If you go into it with my initial understanding of what an exception is, then the documentation seems to confirm that, if you go into it with Oracle's understanding of an exception it proves that. I have asked that a simple definition of what Oracle defines an exception to be to be added if possible to the manuals (SQL and Aministrators guide) however I am meeting with extreme resistance.
So, the behavior noted in my previous blog is not a bug, just the way Oracle works. However, you need to take this into account when dealing with Oracle's EXCEPTIONS INTO clause. I would hate for some one working on critical data to use the same definition of exception I did and delete some very important data. When using the EXCEPTIONS INTO clause, be sure to test on a test platform with non-critical data any UPDATE or DELETE activities planned and completely understand the outcome before applying the usage to production data.
Oh, and for those that want to de-dup tables, accoring to Tom Kyte, here is the fastest method known to man:
http://asktom.oracle.com/pls/ask/f?p=4950:8:::::F4950_P8_DISPLAYID:1224636375004#29270521597750
Wednesday, April 27, 2005
Random Data
My thought was to use varray types and populate them with the various possible values, then use dbms_random.value to generate the index values for the various varrays. The count column was just a truncated call to dbms_random in the range of 1 to 600. All of this was of course placed into a procedure with the ability to give it the number of required values.
Essentially:
create or replace procedure load_random_data(cnt in number) as
define varray types;
define varrays using types;
declare loop interator;
begin
initialize varrays with allowed values;
start loop 1 to cnt times
set dbms_rabdom seed to loop interator;
insert using calls to dbms_random.value(1-n) as the indice for the various varrays;
end loop;
commit;
end;
This generated the rows and then using a primary key constraint with the exceptions clause I would then be able to delete the duplicates leaving my good rows.
create exceptions table using $ORACLE_HOME/rdbms/admin/utlexcpt.sql
alter table tab_z add constraint primary key (x,y,z) exceptions into exceptions;
delete tab_z where rowid in (select row_id from exceptions);
Well, the procedure worked as planned. However, when I attempted to use the exceptions clause on a concatenated key it did not work after the first run where it left 99 out of 600 rows it ended up rejecting all of the rows in the table on all subsequent runs! I tried it several times, each time it rejected every row in the table, even though I could clearly see by examining the first hundred or so rows that they weren't all duplicates.
The left me the old fallback of using the selection of the rowid values and then deleteing the min(rowid) values:
delete from tab_z Z
where z.rowid > (
select min(z2.rowid) from tab_z Z2
where Z.X = Z2.X and
Z.Y=Z2.Y and
Z.Z=Z2.Z);
This worked as expected.

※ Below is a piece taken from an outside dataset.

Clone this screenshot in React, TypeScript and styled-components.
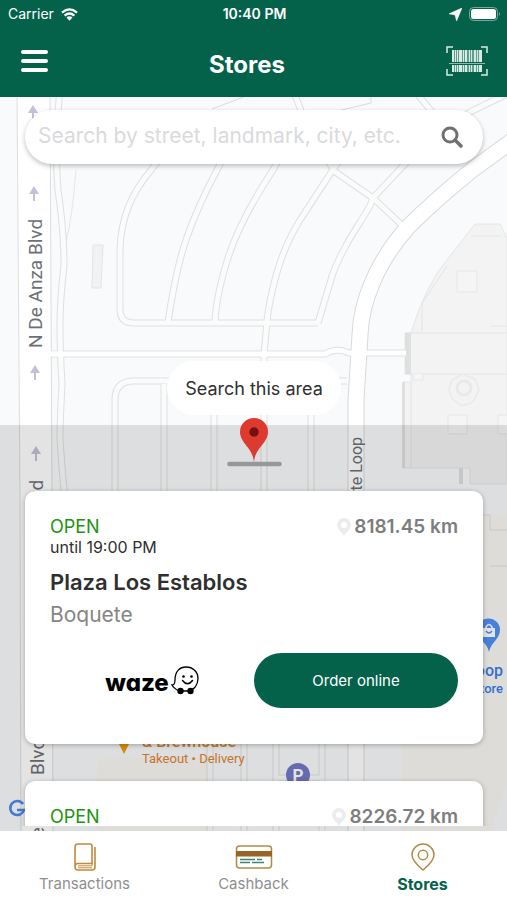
import React from "react";
import styled, { createGlobalStyle } from "styled-components";

const GlobalStyle = createGlobalStyle`
  *, *::before, *::after { box-sizing: border-box; }
  body { margin: 0; background: #fff; }
  body, button, input { font-family: Inter, "Liberation Sans", sans-serif; }
`;

const green = "#04624b";
const gold = "#b5884a";

const Screen = styled.div`
  display: flex;
  flex-direction: column;
  height: 100vh;
  min-height: 640px;
  overflow: hidden;
`;

const Header = styled.header`
  background: ${green};
  color: #fff;
`;

const StatusBar = styled.div`
  display: grid;
  grid-template-columns: 1fr auto 1fr;
  align-items: center;
  height: 28px;
  padding: 0 6px 0 8px;
  font-size: 14px;
  line-height: 20px;
`;

const StatusGroup = styled.div<{ $end?: boolean }>`
  display: flex;
  align-items: center;
  gap: 7px;
  justify-content: ${(p) => (p.$end ? "flex-end" : "flex-start")};
`;

const Clock = styled.time`
  font-weight: 600;
`;

const TitleBar = styled.div`
  display: grid;
  grid-template-columns: 1fr auto 1fr;
  align-items: center;
  height: 69px;
  padding: 0 19px 3px 20px;
`;

const Title = styled.h1`
  margin: 7px 0 0;
  padding-right: 14px;
  font-size: 24px;
  line-height: 28px;
  font-weight: 700;
`;

const IconButton = styled.button<{ $end?: boolean }>`
  display: flex;
  justify-self: ${(p) => (p.$end ? "end" : "start")};
  padding: 0;
  border: 0;
  background: none;
  color: inherit;
  cursor: pointer;
`;

const MapArea = styled.main`
  position: relative;
  flex: 1;
  min-height: 0;
  display: grid;
  grid-template-rows: 328px minmax(0, 1fr);
  overflow: hidden;
`;

const MapCanvas = styled.svg`
  position: absolute;
  inset: 0;
  width: 100%;
  height: 100%;
  background: #f8fafb;
`;

const MapControls = styled.div`
  position: relative;
  z-index: 2;
  display: flex;
  flex-direction: column;
  align-items: center;
  justify-content: space-between;
  padding: 13px 24px 10px 25px;
`;

const SearchBox = styled.form`
  display: flex;
  align-items: center;
  align-self: stretch;
  height: 54px;
  padding: 0 20px 0 13px;
  border-radius: 27px;
  background: #fff;
  box-shadow: 0 2px 5px rgba(0, 0, 0, 0.25);
`;

const SearchInput = styled.input`
  flex: 1;
  min-width: 0;
  height: 40px;
  padding: 0 0 3px;
  border: 0;
  outline: 0;
  background: none;
  font-size: 21px;
  color: #333;
  &::placeholder { color: #dadadc; opacity: 1; }
`;

const AreaButton = styled.button`
  height: 54px;
  padding: 0 18px;
  border: 0;
  border-radius: 27px;
  background: #fff;
  color: #2f2f2f;
  font-size: 18px;
  cursor: pointer;
`;

const CenterMarker = styled.svg`
  position: absolute;
  top: 321px;
  left: 50%;
  margin-left: -27px;
`;

const Sheet = styled.section`
  position: relative;
  z-index: 1;
  background: rgba(0, 0, 0, 0.11);
  padding-bottom: 5px;
`;

const StoreList = styled.ul`
  display: flex;
  flex-direction: column;
  gap: 37px;
  height: 100%;
  margin: 0;
  padding: 66px 24px 0 25px;
  overflow: hidden;
  list-style: none;
`;

const StoreCard = styled.li`
  flex: none;
  padding: 26px 25px 36px;
  border-radius: 10px;
  background: #fff;
  box-shadow: 0 1px 5px rgba(0, 0, 0, 0.28);
`;

const CardTop = styled.div`
  display: flex;
  justify-content: space-between;
  align-items: center;
  line-height: 20px;
`;

const OpenState = styled.span`
  color: #21940f;
  font-size: 18px;
`;

const Distance = styled.span`
  display: flex;
  align-items: center;
  gap: 3px;
  color: #7d7d7d;
  font-size: 19px;
  font-weight: 600;
`;

const Hours = styled.p`
  margin: 0;
  color: #2f2f2f;
  font-size: 16px;
  line-height: 20px;
`;

const StoreName = styled.h2`
  margin: 10px 0 0;
  color: #2f2f2f;
  font-size: 22px;
  font-weight: 600;
  line-height: 30px;
`;

const Town = styled.p`
  margin: 4px 0 0;
  color: #858585;
  font-size: 21px;
  line-height: 28px;
`;

const Actions = styled.div`
  display: grid;
  grid-template-columns: 1fr 1fr;
  align-items: center;
  margin-top: 24px;
`;

const WazeLink = styled.a`
  display: flex;
  align-items: flex-end;
  justify-content: center;
  gap: 2px;
  color: #000;
  text-decoration: none;
`;

const WazeName = styled.span`
  font-size: 24px;
  font-weight: 800;
  line-height: 24px;
  font-feature-settings: "cv11";
`;

const OrderButton = styled.button`
  height: 55px;
  border: 0;
  border-radius: 28px;
  background: ${green};
  color: #fff;
  font-size: 15px;
  cursor: pointer;
`;

const TabBar = styled.nav`
  display: grid;
  grid-template-columns: repeat(3, 1fr);
  height: 69px;
  background: #fff;
`;

const Tab = styled.a<{ $active?: boolean }>`
  display: flex;
  flex-direction: column;
  align-items: center;
  gap: 3px;
  padding-top: 12px;
  color: ${(p) => (p.$active ? green : "#8f8f8f")};
  font-size: ${(p) => (p.$active ? 16 : 15)}px;
  font-weight: ${(p) => (p.$active ? 700 : 400)};
  line-height: 20px;
  text-decoration: none;
`;

const minorRoads = [
  "M178 140Q160 158 151 170C132 193 121 216 120 250V309Q120 323 134 323H318",
  "M232 140L217 170Q198 206 187 237T168 322",
  "M290 140L273 170Q240 220 228 258T215 322",
  "M318 323L333 273Q342 250 357 227T373 198L402 167Q428 140 470 112L507 94",
  "M350 145L332 171L300 220Q284 246 276 276T267 322L264 354V500",
  "M293 90L304 118L334 171L373 198L403 226",
  "M414 90L437 118",
  "M170 381H134Q115 381 115 400V500",
  "M164 384V500M214 384V500M311 384V500M170 381H347",
  "M60 90Q54 140 58 190Q64 230 64 265Q60 300 60 325Q60 350 62 385Q60 420 60 440Q62 470 65 500",
  "M210 735V831M244 735V831M276 735V831M322 735V831",
  "M276 778H322",
];

const midRoads = ["M52 354H325Q337 347 349 353H406"];
const loopRoad = "M520 135L472 170Q435 200 408 227C375 264 361 304 360 335L356 400V840";

const arrows = [
  [33, 113],
  [34, 194],
  [35, 373],
  [36, 454],
];

function StreetMap() {
  return (
    <MapCanvas viewBox="0 97 507 734" preserveAspectRatio="xMidYMin slice" aria-label="Map" role="img">
      <path d="M212 109L262 90M300 120L371 103V90" fill="none" stroke="#dadada" />
      <path d="M76 170Q72 220 66 242" fill="none" stroke="#e5e6e7" />
      <path d="M97 762L105 757H210V831H97ZM482 515H507V785L490 831H402V735H482Z" fill="#faf8f4" />
      <path d="M482 515H490V530H507M490 566H507" fill="none" stroke="#e0e0df" />
      <path d="M475 224H500L507 238V484H470V468H403V382H411V374H405V333H411Q425 285 450 256Z" fill="#f3f3f3" stroke="#e6e6e6" />
      <path d="M405 333H507M405 374H507M422 331V303L447 266M471 236H500M411 382V468" fill="none" stroke="#e3e4e4" />
      <path d="M405 333H411V374H405ZM402 382H405V468H402ZM459 468H463V484H459Z" fill="#dedfdf" />
      <path d="M457 271H477V292H457ZM448 415H467V434H448ZM498 415H510V434H498ZM491 326H507M413 374V380H423V374" fill="#f5f5f5" stroke="#e6e6e6" />
      <path d="M452 380L463 374L475 379L479 390L473 402L462 406L452 399L449 389Z" fill="#f3f3f3" stroke="#ebebeb" strokeWidth="2" />
      <circle cx="464" cy="388" r="7" fill="none" stroke="#e9e9e9" strokeWidth="3" />
      <path d="M93 245H103L101 288H92Z" fill="#f1f2f3" stroke="#e3e4e6" />
      <g fill="none" stroke="#dfe0e1">
        {minorRoads.map((d) => (
          <path key={d} d={d} strokeWidth="7" />
        ))}
        {midRoads.map((d) => (
          <path key={d} d={d} strokeWidth="7" />
        ))}
        <path d={loopRoad} strokeWidth="17" stroke="#d8d9da" />
      </g>
      <g fill="none" stroke="#fafbfb" strokeWidth="5">
        {minorRoads.map((d) => (
          <path key={d} d={d} />
        ))}
        {midRoads.map((d) => (
          <path key={d} d={d} stroke="#fff" />
        ))}
        <path d={loopRoad} strokeWidth="15" stroke="#fff" />
      </g>
      <path d="M17 90L20 500L21 840H53L52 500L50 90Z" fill="#fff" stroke="#dcdddf" />
      <path d="M48 354H58" stroke="#fff" strokeWidth="5" />
      <g fill="#c0c1d6">
        {arrows.map(([x, y]) => (
          <path key={y} d={`M${x} ${y - 8}l5 8h-4v7h-2v-7h-4z`} />
        ))}
      </g>
      <g fontFamily="Roboto, sans-serif" fill="#6c7074" fontSize="19">
        <text transform="translate(42 348) rotate(-90)">N De Anza Blvd</text>
        <text transform="translate(43 609) rotate(-90)">N De Anza Blvd</text>
        <text transform="translate(44 868) rotate(-90)">N De Anza Blvd</text>
        <text transform="translate(362 437) rotate(-90)" textAnchor="end" fontSize="16">Infinite Loop</text>
      </g>
      <g fontFamily="Roboto, sans-serif" fill="#dc8432">
        <text x="142" y="747" fontSize="16" fontWeight="500">&amp; Brewhouse</text>
        <text x="142" y="763" fontSize="13">Takeout • Delivery</text>
        <path d="M118 742H130L124 754Z" fill="#f09a10" />
      </g>
      <circle cx="298" cy="775" r="12" fill="#7478c4" />
      <text x="298" y="781" fontFamily="Roboto, sans-serif" fontSize="17" fontWeight="700" fill="#fff" textAnchor="middle">P</text>
      <path d="M489 652C487 642 477 639 477 630A11.500 11.500 0 0 1 500 630C500 639 491 642 489 652Z" fill="#5090f5" />
      <path d="M483 628H495V637H483Z" fill="#fff" />
      <path d="M486 628V627Q489 622 492 627V628" fill="none" stroke="#fff" strokeWidth="1.500" />
      <path d="M486 631Q489 635 492 631" fill="none" stroke="#5090f5" strokeWidth="1.500" />
      <g fontFamily="Roboto, sans-serif" fill="#3c7dec" textAnchor="end">
        <text x="503" y="676" fontSize="16" fontWeight="500">Loop</text>
        <text x="503" y="693" fontSize="13" fontWeight="500">Store</text>
      </g>
      <path d="M23 804A7 7 0 1 0 24 810H17" fill="none" stroke="#4b88ec" strokeWidth="2.500" />
    </MapCanvas>
  );
}

function WifiIcon() {
  return (
    <svg width="17" height="13" viewBox="0 0 17 13" aria-hidden="true">
      <g fill="none" stroke="#fff" strokeWidth="2.200">
        <path d="M1 4.600Q8.500-1.700 16 4.600" />
        <path d="M3.600 7.600Q8.500 3.400 13.400 7.600" />
      </g>
      <path d="M5.500 9.600Q8.500 7 11.500 9.600L8.500 12.800Z" fill="#fff" />
    </svg>
  );
}

function BarcodeIcon() {
  const bars = [
    [6, 2], [9, 1], [11, 1], [13, 3], [17, 1], [19, 2], [23, 1], [25, 1], [28, 2], [31, 1], [33, 3],
  ];
  return (
    <svg width="42" height="30" viewBox="0 0 42 30" aria-hidden="true">
      <path d="M1 7V1H7M35 1H41V7M41 23V29H35M7 29H1V23" fill="none" stroke="#d7ebe4" strokeWidth="1.500" />
      <path d="M6 4H36V16H6ZM6 19H36V26H6Z" fill="#5f9d8c" />
      <g fill="#d7ebe4">
        {bars.map(([x, w]) => (
          <path key={x} d={`M${x} 4h${w}v12h-${w}zM${x} 19h${w}v7h-${w}z`} />
        ))}
      </g>
      <path d="M3 17.500H39" stroke="#8dbcae" />
    </svg>
  );
}

function DistancePin() {
  return (
    <svg width="14" height="18" viewBox="0 0 14 18" aria-hidden="true">
      <path fill="#ececec" fillRule="evenodd" d="M7 0a7 7 0 0 1 7 7c0 4-4 6-7 11C4 13 0 11 0 7a7 7 0 0 1 7-7Zm0 4a3 3 0 1 0 0 6 3 3 0 0 0 0-6Z" />
    </svg>
  );
}

function WazeFace() {
  return (
    <svg width="28" height="29" viewBox="0 0 28 29" aria-hidden="true">
      <path d="M8 25C4 23 2 21 1 19Q4 19 4 14C4 5 9 1 15 1C22 1 27 6 27 12.500C27 19 23 24 17 25Z" fill="#fff" stroke="#000" strokeWidth="1.300" />
      <circle cx="9.500" cy="25" r="3.200" />
      <circle cx="19.500" cy="25" r="3.200" />
      <circle cx="12.500" cy="10.500" r="1.300" />
      <circle cx="20.500" cy="10.500" r="1.300" />
      <path d="M11.500 14.500Q16.500 21 21.500 14.500" fill="none" stroke="#000" strokeWidth="1.500" strokeLinecap="round" />
    </svg>
  );
}

function BookIcon() {
  return (
    <svg width="22" height="28" viewBox="0 0 22 28" fill="none" stroke="#c08a3a" strokeWidth="1.600" aria-hidden="true">
      <path d="M1 24V4Q1 1 4 1H16Q18 1 18 3V20.500H4Q1 20.500 1 24Q1 27 4 27H18Q21 27 21 24V4" />
      <path d="M4 22.800H18V20M4 24.800H18" strokeWidth="1" />
    </svg>
  );
}

function CardIcon() {
  return (
    <svg width="38" height="28" viewBox="0 0 38 28" aria-hidden="true">
      <rect x="1.500" y="3" width="35" height="22" rx="3" fill="#fff" stroke={gold} strokeWidth="1.500" />
      <path d="M1 8H37V13.500H1Z" fill="#976526" />
      <path d="M5 16.500H20M22 16.500H27M5 19.500H15M17 19.500H29" stroke="#3f8673" strokeWidth="1.300" />
    </svg>
  );
}

function PlaceIcon() {
  return (
    <svg width="24" height="28" viewBox="0 0 24 28" fill="none" stroke={gold} strokeWidth="1.500" aria-hidden="true">
      <path d="M12 27Q1 18 1 12A11 11 0 0 1 23 12Q23 18 12 27Z" />
      <circle cx="12" cy="12" r="4.700" />
    </svg>
  );
}

type Store = {
  distance: string;
  details?: { name: string; town: string; hours: string };
};

const stores: Store[] = [
  {
    distance: "8181.45 km",
    details: { name: "Plaza Los Establos", town: "Boquete", hours: "until 19:00 PM" },
  },
  { distance: "8226.72 km" },
];

function StoreItem({ distance, details }: Store) {
  return (
    <StoreCard>
      <CardTop>
        <OpenState>OPEN</OpenState>
        <Distance>
          <DistancePin />
          {distance}
        </Distance>
      </CardTop>
      {details && (
        <>
          <Hours>{details.hours}</Hours>
          <StoreName>{details.name}</StoreName>
          <Town>{details.town}</Town>
          <Actions>
            <WazeLink href="#waze">
              <WazeName>waze</WazeName>
              <WazeFace />
            </WazeLink>
            <OrderButton type="button">Order online</OrderButton>
          </Actions>
        </>
      )}
    </StoreCard>
  );
}

export default function App() {
  return (
    <Screen>
      <GlobalStyle />
      <Header>
        <StatusBar>
          <StatusGroup>
            Carrier
            <WifiIcon />
          </StatusGroup>
          <Clock>10:40 PM</Clock>
          <StatusGroup $end>
            <svg width="13" height="13" viewBox="0 0 12 12" aria-hidden="true">
              <path d="M12 0L7 12L5.600 6.400L0 5.400Z" fill="#fff" stroke="#fff" strokeWidth="0.500" />
            </svg>
            <svg width="32" height="14" viewBox="0 0 32 14" aria-hidden="true">
              <rect x="0.500" y="0.500" width="28" height="13" rx="4" fill="none" stroke="#78aa9b" />
              <rect x="2" y="2" width="25" height="10" rx="2.500" fill="#fff" />
              <path d="M30 5Q32 7 30 9Z" fill="#78aa9b" />
            </svg>
          </StatusGroup>
        </StatusBar>
        <TitleBar>
          <IconButton type="button" aria-label="Menu">
            <svg width="29" height="24" viewBox="0 0 29 24" aria-hidden="true">
              <path d="M3 3H26M3 12H26M3 21H26" stroke="#fff" strokeWidth="4" strokeLinecap="round" />
            </svg>
          </IconButton>
          <Title>Stores</Title>
          <IconButton type="button" aria-label="Scan barcode" $end>
            <BarcodeIcon />
          </IconButton>
        </TitleBar>
      </Header>
      <MapArea>
        <StreetMap />
        <MapControls>
          <SearchBox role="search">
            <SearchInput type="text" aria-label="Search stores" placeholder="Search by street, landmark, city, etc." />
            <IconButton type="button" aria-label="Search">
              <svg width="22" height="22" viewBox="0 0 22 22" fill="none" stroke="#707070" aria-hidden="true">
                <circle cx="9" cy="9" r="7" strokeWidth="3" />
                <path d="M14 14L20 20" strokeWidth="3.500" strokeLinecap="round" />
              </svg>
            </IconButton>
          </SearchBox>
          <AreaButton type="button">Search this area</AreaButton>
          <CenterMarker width="55" height="50" viewBox="0 0 55 50" aria-hidden="true">
            <path d="M2.500 46H52.500" stroke="#979797" strokeWidth="4.500" strokeLinecap="round" />
            <path d="M27 44C26 30 13 25 13 14A14 14 0 0 1 41 14C41 25 28 30 27 44Z" fill="#dd3b30" />
            <circle cx="27" cy="14" r="4.700" fill="#75120f" />
          </CenterMarker>
        </MapControls>
        <Sheet aria-label="Nearby stores">
          <StoreList>
            {stores.map((store) => (
              <StoreItem key={store.distance} {...store} />
            ))}
          </StoreList>
        </Sheet>
      </MapArea>
      <TabBar>
        <Tab href="#transactions">
          <BookIcon />
          Transactions
        </Tab>
        <Tab href="#cashback">
          <CardIcon />
          Cashback
        </Tab>
        <Tab href="#stores" $active aria-current="page">
          <PlaceIcon />
          Stores
        </Tab>
      </TabBar>
    </Screen>
  );
}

Of course you have to generate X(n1)*Z(n2)*Y(n3)*tab(n4) rows it seems to get the n4 number of rows where n1-3 are the count of the number of unique values for the given column and n4 is the number of rows in the table. For example, for my 600 rows I ended up needing to generate 30000 rows to get 600 non-dupes on the three index values. In the 30000 rows I ended up with 600 sets of duplicates in the range of 9-80 duplicates per entry. I re-seeded the random function using the loop interator with each pass through the loop.
Of course after all the work with dbms_random I figured out that it would have been easier just to cycle through the possible values for the varrays in a nested looping structure. Of course that would have led to a non-random ordered table. For the work we were doing it would have been ok to do it that way, but I can see other situations where the random technique would be beneficial.